Refiners along the Gulf Coast also are lowering inventories to reduce their assets at the end of the year, said Tim Evans, an energy analyst at Citi Futures Perspective in New York. Supplies in the region, which holds almost half of U.S. refinery capacity, have dropped by an average 11.2 million barrels during the month of December over the past four years.

“Crude oil supplies tend to decline seasonably,” Evans said. “There’s a cash incentive for refiners to reduce crude- oil inventories along the Gulf Coast because they are taxed on year-end physical stocks.”

Oil for January delivery rose 19 cents to settle at $89.38 a barrel yesterday on Nymex, a 26-month high.

Refineries probably increased operating rates 1 percentage point to 83.6 percent last week, according to the survey.

Exxon Mobil said on Nov. 30 that units returned to service at its refinery in Torrance, California, and operations are “normal” after maintenance. The plant shut because of a power supply failure the previous week. The company said on Dec. 2 that it isolated a malfunction in one of the fuel gas treating units at its Baton Rouge, Louisiana, facility.

Valero Plant

Valero started a unit at its Corpus Christi West refinery in Texas that had been closed for maintenance, Bill Day, a company spokesman, said in an e-mail on Dec. 1.

The crack spread ended last week at $11.492 a barrel.

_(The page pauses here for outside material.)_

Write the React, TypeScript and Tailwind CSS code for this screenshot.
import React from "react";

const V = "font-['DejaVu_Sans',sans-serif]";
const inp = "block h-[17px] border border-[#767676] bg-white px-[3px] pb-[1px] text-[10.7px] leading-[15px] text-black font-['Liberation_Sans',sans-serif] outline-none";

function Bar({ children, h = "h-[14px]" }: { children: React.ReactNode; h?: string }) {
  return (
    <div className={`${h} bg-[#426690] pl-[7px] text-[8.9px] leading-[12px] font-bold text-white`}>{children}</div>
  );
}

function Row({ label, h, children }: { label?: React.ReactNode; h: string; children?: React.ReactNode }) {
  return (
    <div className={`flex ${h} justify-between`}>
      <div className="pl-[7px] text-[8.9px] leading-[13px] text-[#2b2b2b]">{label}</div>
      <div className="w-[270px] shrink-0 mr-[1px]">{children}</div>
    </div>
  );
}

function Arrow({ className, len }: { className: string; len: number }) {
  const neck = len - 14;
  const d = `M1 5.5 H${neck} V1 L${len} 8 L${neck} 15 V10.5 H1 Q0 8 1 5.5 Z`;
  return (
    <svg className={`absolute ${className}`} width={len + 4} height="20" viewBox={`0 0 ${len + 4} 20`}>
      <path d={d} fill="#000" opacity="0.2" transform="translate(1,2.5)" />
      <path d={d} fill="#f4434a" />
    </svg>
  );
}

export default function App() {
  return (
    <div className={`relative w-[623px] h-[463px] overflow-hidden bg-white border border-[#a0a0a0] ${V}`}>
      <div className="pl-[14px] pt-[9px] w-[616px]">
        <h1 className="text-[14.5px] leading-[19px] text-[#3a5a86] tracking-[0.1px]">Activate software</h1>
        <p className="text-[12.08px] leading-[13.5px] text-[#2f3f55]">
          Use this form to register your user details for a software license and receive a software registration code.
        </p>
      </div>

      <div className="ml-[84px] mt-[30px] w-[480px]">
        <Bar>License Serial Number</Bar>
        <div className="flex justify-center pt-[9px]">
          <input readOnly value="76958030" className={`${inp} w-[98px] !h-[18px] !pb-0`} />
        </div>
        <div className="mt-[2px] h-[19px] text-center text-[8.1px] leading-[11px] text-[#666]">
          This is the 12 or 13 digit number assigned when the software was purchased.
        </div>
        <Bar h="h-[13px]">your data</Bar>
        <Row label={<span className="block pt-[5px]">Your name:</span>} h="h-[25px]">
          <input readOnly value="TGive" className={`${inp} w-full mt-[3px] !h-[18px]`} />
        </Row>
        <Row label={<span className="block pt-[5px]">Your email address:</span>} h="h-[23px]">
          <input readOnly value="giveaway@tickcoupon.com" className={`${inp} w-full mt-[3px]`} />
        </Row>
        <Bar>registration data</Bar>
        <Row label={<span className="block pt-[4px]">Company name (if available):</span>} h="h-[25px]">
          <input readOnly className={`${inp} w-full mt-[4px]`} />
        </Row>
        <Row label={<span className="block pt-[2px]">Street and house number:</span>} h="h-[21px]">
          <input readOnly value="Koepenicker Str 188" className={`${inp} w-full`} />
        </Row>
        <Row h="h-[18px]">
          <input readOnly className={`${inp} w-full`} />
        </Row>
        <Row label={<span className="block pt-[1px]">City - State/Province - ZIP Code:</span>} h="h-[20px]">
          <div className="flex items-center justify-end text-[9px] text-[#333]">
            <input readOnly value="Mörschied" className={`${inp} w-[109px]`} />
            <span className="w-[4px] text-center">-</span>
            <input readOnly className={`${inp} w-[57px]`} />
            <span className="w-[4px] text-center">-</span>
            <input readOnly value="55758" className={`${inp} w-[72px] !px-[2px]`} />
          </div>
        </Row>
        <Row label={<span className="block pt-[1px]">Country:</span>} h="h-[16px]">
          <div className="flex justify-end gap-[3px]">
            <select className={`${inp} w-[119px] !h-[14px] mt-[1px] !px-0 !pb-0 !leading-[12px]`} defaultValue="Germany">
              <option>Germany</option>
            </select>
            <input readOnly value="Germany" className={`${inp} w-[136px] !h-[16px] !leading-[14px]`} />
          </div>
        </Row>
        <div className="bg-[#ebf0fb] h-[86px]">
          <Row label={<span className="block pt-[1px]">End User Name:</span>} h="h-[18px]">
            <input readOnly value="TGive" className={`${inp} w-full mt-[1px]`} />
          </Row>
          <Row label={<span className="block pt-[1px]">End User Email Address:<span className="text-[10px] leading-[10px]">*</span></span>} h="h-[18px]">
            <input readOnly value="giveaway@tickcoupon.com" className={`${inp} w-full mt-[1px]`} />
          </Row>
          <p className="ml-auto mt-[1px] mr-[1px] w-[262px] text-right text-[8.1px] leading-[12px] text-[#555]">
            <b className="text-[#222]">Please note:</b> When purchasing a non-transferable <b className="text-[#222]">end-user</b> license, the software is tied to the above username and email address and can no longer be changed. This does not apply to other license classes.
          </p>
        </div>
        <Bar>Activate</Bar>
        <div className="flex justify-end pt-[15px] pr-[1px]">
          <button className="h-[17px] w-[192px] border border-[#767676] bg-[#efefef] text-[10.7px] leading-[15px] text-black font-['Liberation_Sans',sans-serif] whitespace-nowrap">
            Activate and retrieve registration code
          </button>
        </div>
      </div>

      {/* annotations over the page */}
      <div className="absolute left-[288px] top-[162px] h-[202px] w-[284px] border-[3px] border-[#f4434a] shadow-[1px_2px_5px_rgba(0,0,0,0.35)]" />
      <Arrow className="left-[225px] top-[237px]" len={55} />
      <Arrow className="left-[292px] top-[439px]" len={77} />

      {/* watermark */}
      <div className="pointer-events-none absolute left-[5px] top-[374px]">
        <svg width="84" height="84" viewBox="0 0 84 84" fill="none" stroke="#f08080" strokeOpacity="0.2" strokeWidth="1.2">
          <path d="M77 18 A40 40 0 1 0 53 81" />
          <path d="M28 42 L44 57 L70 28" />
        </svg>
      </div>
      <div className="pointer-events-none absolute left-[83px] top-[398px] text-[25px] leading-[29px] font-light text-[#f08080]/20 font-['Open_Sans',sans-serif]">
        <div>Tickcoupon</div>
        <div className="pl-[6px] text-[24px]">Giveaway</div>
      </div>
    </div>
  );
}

The margin was down 5.1 percent to $10.911 at 5.01 p.m. yesterday, based on New York futures prices.

Refinery operating rates tumbled 2.9 percentage points in the week ended Nov. 26, the biggest decline since August, the Energy Department said last week.

“The big drop in refinery utilization may have been tied to Thanksgiving,” said Jason Schenker, president of Prestige Economics LLC, an Austin, Texas-based energy consultant. “We should see the resurgence of refinery utilization rates in this report, which should reduce crude-oil stocks and send prices higher.”

The U.S. Thanksgiving holiday occurred on Nov. 25. Crude oil stockpiles have dropped in two of the past three years during the week of the holiday.

U.S. Imports

“Crude supplies are expected to show a significant decrease as imports likely slipped further in follow-through from the previous week’s sizable decline,” Jim Ritterbusch, president of Ritterbusch & Associates, a Galena, Illinois, consulting firm, said in a report.

Imports of crude oil shrank 6.4 percent to 8.45 million barrels a day in the week ended Nov. 26, the fourth decline in five weeks.

Gasoline stockpiles rose 875,000 barrels, or 0.4 percent, from 210.2 million, the survey showed. It would be the third straight gain, the longest sequence of increases since August. Five of the analysts projected an increase and three forecast a decline.

Supplies of distillate fuel, a category that includes heating oil and diesel, probably fell 550,000 barrels, or 0.3 percent, from 158.1 million, the survey showed. Five of the analysts anticipated a slide, two projected an increase and one said there was no change.

The department is scheduled to release its weekly report at 10:30 a.m. tomorrow in Washington.